O sociólogo Adalberto Cardoso, professor do Instituto
Universitário de Pesquisas do Rio de Janeiro (Iuperj),
diz que Castro está correto ao relacionar as poucas
chances no mercado de trabalho à baixa escolaridade:
"Um adulto terá mais chances de estar desempregado
e uma criança, de estar fora da escola se morarem em
favelas. A formação escolar é pior por
estarem na escola pública, de pior qualidade. Se a
qualidade do ensino é pior, é difícil
disputar as melhores vagas e ter os maiores salários."

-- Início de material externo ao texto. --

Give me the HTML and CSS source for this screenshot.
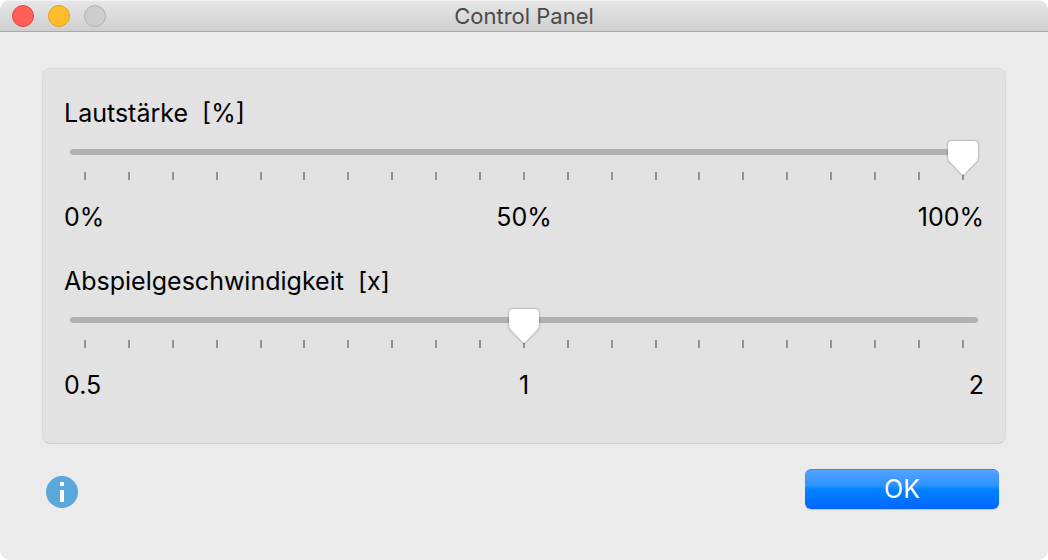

Queiroz Ribeiro dividiu os locais de habitação
em três grupos que reúnem baixa, média
e alta escolaridade e rendimento dos moradores. Cruzou esses
dados com o percentual de crianças e jovens com atraso
escolar. A conclusão é que as áreas do
Rio onde há concentração de moradores
de baixa renda e escolaridade têm quase o dobro de crianças
fora da série recomendada para sua idade que nas áreas
de alta renda e nível de instrução —
62% contra 37%:
"O desempenho muda de segundo o grau de heterogeneidade
de uma região: crianças que moram numa favela
instalada num bairro de classe média alta tendem a
ter um desempenho escolar melhor que as que moram em comunidades
em que a pobreza é homogênea."
As informações são do jornal O Globo.